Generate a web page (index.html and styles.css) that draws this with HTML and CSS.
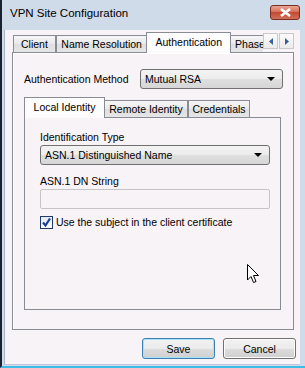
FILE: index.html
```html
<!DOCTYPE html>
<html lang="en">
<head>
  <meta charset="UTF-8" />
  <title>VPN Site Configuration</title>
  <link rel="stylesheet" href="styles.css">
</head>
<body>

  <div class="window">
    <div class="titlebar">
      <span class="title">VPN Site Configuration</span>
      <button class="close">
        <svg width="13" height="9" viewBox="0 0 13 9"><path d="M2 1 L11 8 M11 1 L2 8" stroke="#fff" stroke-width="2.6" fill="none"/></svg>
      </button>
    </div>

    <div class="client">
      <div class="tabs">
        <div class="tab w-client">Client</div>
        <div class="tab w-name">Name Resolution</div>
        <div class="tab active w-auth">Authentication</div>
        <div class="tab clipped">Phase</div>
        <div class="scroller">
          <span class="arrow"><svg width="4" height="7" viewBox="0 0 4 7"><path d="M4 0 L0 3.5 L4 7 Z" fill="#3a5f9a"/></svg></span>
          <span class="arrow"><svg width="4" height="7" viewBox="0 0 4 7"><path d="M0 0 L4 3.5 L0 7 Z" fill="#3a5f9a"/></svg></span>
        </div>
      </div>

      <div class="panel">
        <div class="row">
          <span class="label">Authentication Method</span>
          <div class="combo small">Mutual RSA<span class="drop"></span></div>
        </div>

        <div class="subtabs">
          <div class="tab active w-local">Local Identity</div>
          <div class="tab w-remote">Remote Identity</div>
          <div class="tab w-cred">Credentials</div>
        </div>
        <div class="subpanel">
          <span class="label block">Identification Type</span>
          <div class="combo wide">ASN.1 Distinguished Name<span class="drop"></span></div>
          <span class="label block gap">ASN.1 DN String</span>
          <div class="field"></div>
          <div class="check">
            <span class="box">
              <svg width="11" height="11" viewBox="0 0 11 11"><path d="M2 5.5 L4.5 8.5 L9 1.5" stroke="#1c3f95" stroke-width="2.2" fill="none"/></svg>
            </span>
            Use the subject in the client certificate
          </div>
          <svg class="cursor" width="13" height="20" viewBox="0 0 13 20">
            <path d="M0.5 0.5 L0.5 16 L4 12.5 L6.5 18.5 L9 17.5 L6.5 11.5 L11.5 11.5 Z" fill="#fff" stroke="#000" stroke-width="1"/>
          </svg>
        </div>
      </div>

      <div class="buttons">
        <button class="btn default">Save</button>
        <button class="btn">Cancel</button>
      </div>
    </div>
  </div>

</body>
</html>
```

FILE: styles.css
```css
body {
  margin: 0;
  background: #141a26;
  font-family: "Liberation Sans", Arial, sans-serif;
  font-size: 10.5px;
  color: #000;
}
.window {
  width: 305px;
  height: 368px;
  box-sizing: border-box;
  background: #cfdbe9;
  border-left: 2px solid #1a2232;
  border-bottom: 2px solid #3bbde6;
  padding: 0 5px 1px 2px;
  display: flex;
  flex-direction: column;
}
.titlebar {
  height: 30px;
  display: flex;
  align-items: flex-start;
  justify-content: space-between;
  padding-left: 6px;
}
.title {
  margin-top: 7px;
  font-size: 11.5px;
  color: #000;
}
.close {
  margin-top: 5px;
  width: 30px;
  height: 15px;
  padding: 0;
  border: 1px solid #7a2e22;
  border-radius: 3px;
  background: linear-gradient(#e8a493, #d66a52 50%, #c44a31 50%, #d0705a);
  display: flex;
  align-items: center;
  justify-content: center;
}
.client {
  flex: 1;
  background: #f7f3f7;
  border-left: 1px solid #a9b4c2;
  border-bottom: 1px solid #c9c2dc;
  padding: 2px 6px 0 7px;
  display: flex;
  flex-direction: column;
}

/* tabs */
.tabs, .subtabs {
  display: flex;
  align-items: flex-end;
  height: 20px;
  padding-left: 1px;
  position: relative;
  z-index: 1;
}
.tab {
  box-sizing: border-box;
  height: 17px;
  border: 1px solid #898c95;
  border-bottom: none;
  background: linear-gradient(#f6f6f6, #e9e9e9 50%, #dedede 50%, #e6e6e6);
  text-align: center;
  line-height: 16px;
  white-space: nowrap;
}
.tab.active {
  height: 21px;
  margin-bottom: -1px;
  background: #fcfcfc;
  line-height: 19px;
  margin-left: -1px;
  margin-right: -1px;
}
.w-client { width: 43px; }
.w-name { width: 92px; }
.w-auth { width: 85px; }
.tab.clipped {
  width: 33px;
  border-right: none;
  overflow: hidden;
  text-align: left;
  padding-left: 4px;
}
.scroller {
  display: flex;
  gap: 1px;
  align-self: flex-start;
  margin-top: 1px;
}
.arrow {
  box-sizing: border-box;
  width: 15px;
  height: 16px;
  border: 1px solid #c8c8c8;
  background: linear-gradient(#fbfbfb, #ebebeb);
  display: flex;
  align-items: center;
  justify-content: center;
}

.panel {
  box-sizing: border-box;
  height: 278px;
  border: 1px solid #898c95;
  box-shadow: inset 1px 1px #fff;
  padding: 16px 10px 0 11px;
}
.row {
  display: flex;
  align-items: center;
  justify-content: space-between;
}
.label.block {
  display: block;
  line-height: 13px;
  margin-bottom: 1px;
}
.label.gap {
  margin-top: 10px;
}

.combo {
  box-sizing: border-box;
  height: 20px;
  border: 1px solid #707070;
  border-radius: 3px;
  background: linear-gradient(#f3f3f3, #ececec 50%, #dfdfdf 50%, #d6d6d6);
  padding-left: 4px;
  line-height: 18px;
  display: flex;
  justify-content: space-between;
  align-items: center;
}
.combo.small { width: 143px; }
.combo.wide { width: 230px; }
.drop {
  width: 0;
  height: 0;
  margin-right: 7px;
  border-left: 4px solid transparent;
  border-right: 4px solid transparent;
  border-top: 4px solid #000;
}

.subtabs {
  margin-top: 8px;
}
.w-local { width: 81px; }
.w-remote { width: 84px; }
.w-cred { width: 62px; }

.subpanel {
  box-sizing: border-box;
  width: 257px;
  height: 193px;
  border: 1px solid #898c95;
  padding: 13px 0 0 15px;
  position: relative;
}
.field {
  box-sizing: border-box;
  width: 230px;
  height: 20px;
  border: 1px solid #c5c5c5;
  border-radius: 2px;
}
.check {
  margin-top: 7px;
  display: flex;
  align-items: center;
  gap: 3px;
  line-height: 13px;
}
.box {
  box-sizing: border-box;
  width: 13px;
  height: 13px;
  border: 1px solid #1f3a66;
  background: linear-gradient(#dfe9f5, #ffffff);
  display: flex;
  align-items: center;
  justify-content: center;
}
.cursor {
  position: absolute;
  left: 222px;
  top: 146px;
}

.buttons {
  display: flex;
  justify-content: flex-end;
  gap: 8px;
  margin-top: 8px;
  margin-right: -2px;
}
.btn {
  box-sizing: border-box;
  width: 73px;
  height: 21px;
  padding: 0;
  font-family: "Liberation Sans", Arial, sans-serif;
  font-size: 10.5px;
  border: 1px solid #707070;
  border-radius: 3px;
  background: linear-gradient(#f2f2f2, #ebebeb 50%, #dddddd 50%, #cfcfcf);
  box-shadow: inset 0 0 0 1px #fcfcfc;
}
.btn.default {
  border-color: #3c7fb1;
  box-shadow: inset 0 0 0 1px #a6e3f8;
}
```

§ Directions for this task:
Set the data above down again exactly as given, with no pictures.

§ Result below:
Generate a web page (index.html and styles.css) that draws this with HTML and CSS.
FILE: index.html
```html
<!DOCTYPE html>
<html lang="en">
<head>
  <meta charset="UTF-8" />
  <title>VPN Site Configuration</title>
  <link rel="stylesheet" href="styles.css">
</head>
<body>

  <div class="window">
    <div class="titlebar">
      <span class="title">VPN Site Configuration</span>
      <button class="close">
        <svg width="13" height="9" viewBox="0 0 13 9"><path d="M2 1 L11 8 M11 1 L2 8" stroke="#fff" stroke-width="2.6" fill="none"/></svg>
      </button>
    </div>

    <div class="client">
      <div class="tabs">
        <div class="tab w-client">Client</div>
        <div class="tab w-name">Name Resolution</div>
        <div class="tab active w-auth">Authentication</div>
        <div class="tab clipped">Phase</div>
        <div class="scroller">
          <span class="arrow"><svg width="4" height="7" viewBox="0 0 4 7"><path d="M4 0 L0 3.5 L4 7 Z" fill="#3a5f9a"/></svg></span>
          <span class="arrow"><svg width="4" height="7" viewBox="0 0 4 7"><path d="M0 0 L4 3.5 L0 7 Z" fill="#3a5f9a"/></svg></span>
        </div>
      </div>

      <div class="panel">
        <div class="row">
          <span class="label">Authentication Method</span>
          <div class="combo small">Mutual RSA<span class="drop"></span></div>
        </div>

        <div class="subtabs">
          <div class="tab active w-local">Local Identity</div>
          <div class="tab w-remote">Remote Identity</div>
          <div class="tab w-cred">Credentials</div>
        </div>
        <div class="subpanel">
          <span class="label block">Identification Type</span>
          <div class="combo wide">ASN.1 Distinguished Name<span class="drop"></span></div>
          <span class="label block gap">ASN.1 DN String</span>
          <div class="field"></div>
          <div class="check">
            <span class="box">
              <svg width="11" height="11" viewBox="0 0 11 11"><path d="M2 5.5 L4.5 8.5 L9 1.5" stroke="#1c3f95" stroke-width="2.2" fill="none"/></svg>
            </span>
            Use the subject in the client certificate
          </div>
          <svg class="cursor" width="13" height="20" viewBox="0 0 13 20">
            <path d="M0.5 0.5 L0.5 16 L4 12.5 L6.5 18.5 L9 17.5 L6.5 11.5 L11.5 11.5 Z" fill="#fff" stroke="#000" stroke-width="1"/>
          </svg>
        </div>
      </div>

      <div class="buttons">
        <button class="btn default">Save</button>
        <button class="btn">Cancel</button>
      </div>
    </div>
  </div>

</body>
</html>
```

FILE: styles.css
```css
body {
  margin: 0;
  background: #141a26;
  font-family: "Liberation Sans", Arial, sans-serif;
  font-size: 10.5px;
  color: #000;
}
.window {
  width: 305px;
  height: 368px;
  box-sizing: border-box;
  background: #cfdbe9;
  border-left: 2px solid #1a2232;
  border-bottom: 2px solid #3bbde6;
  padding: 0 5px 1px 2px;
  display: flex;
  flex-direction: column;
}
.titlebar {
  height: 30px;
  display: flex;
  align-items: flex-start;
  justify-content: space-between;
  padding-left: 6px;
}
.title {
  margin-top: 7px;
  font-size: 11.5px;
  color: #000;
}
.close {
  margin-top: 5px;
  width: 30px;
  height: 15px;
  padding: 0;
  border: 1px solid #7a2e22;
  border-radius: 3px;
  background: linear-gradient(#e8a493, #d66a52 50%, #c44a31 50%, #d0705a);
  display: flex;
  align-items: center;
  justify-content: center;
}
.client {
  flex: 1;
  background: #f7f3f7;
  border-left: 1px solid #a9b4c2;
  border-bottom: 1px solid #c9c2dc;
  padding: 2px 6px 0 7px;
  display: flex;
  flex-direction: column;
}

/* tabs */
.tabs, .subtabs {
  display: flex;
  align-items: flex-end;
  height: 20px;
  padding-left: 1px;
  position: relative;
  z-index: 1;
}
.tab {
  box-sizing: border-box;
  height: 17px;
  border: 1px solid #898c95;
  border-bottom: none;
  background: linear-gradient(#f6f6f6, #e9e9e9 50%, #dedede 50%, #e6e6e6);
  text-align: center;
  line-height: 16px;
  white-space: nowrap;
}
.tab.active {
  height: 21px;
  margin-bottom: -1px;
  background: #fcfcfc;
  line-height: 19px;
  margin-left: -1px;
  margin-right: -1px;
}
.w-client { width: 43px; }
.w-name { width: 92px; }
.w-auth { width: 85px; }
.tab.clipped {
  width: 33px;
  border-right: none;
  overflow: hidden;
  text-align: left;
  padding-left: 4px;
}
.scroller {
  display: flex;
  gap: 1px;
  align-self: flex-start;
  margin-top: 1px;
}
.arrow {
  box-sizing: border-box;
  width: 15px;
  height: 16px;
  border: 1px solid #c8c8c8;
  background: linear-gradient(#fbfbfb, #ebebeb);
  display: flex;
  align-items: center;
  justify-content: center;
}

.panel {
  box-sizing: border-box;
  height: 278px;
  border: 1px solid #898c95;
  box-shadow: inset 1px 1px #fff;
  padding: 16px 10px 0 11px;
}
.row {
  display: flex;
  align-items: center;
  justify-content: space-between;
}
.label.block {
  display: block;
  line-height: 13px;
  margin-bottom: 1px;
}
.label.gap {
  margin-top: 10px;
}

.combo {
  box-sizing: border-box;
  height: 20px;
  border: 1px solid #707070;
  border-radius: 3px;
  background: linear-gradient(#f3f3f3, #ececec 50%, #dfdfdf 50%, #d6d6d6);
  padding-left: 4px;
  line-height: 18px;
  display: flex;
  justify-content: space-between;
  align-items: center;
}
.combo.small { width: 143px; }
.combo.wide { width: 230px; }
.drop {
  width: 0;
  height: 0;
  margin-right: 7px;
  border-left: 4px solid transparent;
  border-right: 4px solid transparent;
  border-top: 4px solid #000;
}

.subtabs {
  margin-top: 8px;
}
.w-local { width: 81px; }
.w-remote { width: 84px; }
.w-cred { width: 62px; }

.subpanel {
  box-sizing: border-box;
  width: 257px;
  height: 193px;
  border: 1px solid #898c95;
  padding: 13px 0 0 15px;
  position: relative;
}
.field {
  box-sizing: border-box;
  width: 230px;
  height: 20px;
  border: 1px solid #c5c5c5;
  border-radius: 2px;
}
.check {
  margin-top: 7px;
  display: flex;
  align-items: center;
  gap: 3px;
  line-height: 13px;
}
.box {
  box-sizing: border-box;
  width: 13px;
  height: 13px;
  border: 1px solid #1f3a66;
  background: linear-gradient(#dfe9f5, #ffffff);
  display: flex;
  align-items: center;
  justify-content: center;
}
.cursor {
  position: absolute;
  left: 222px;
  top: 146px;
}

.buttons {
  display: flex;
  justify-content: flex-end;
  gap: 8px;
  margin-top: 8px;
  margin-right: -2px;
}
.btn {
  box-sizing: border-box;
  width: 73px;
  height: 21px;
  padding: 0;
  font-family: "Liberation Sans", Arial, sans-serif;
  font-size: 10.5px;
  border: 1px solid #707070;
  border-radius: 3px;
  background: linear-gradient(#f2f2f2, #ebebeb 50%, #dddddd 50%, #cfcfcf);
  box-shadow: inset 0 0 0 1px #fcfcfc;
}
.btn.default {
  border-color: #3c7fb1;
  box-shadow: inset 0 0 0 1px #a6e3f8;
}
```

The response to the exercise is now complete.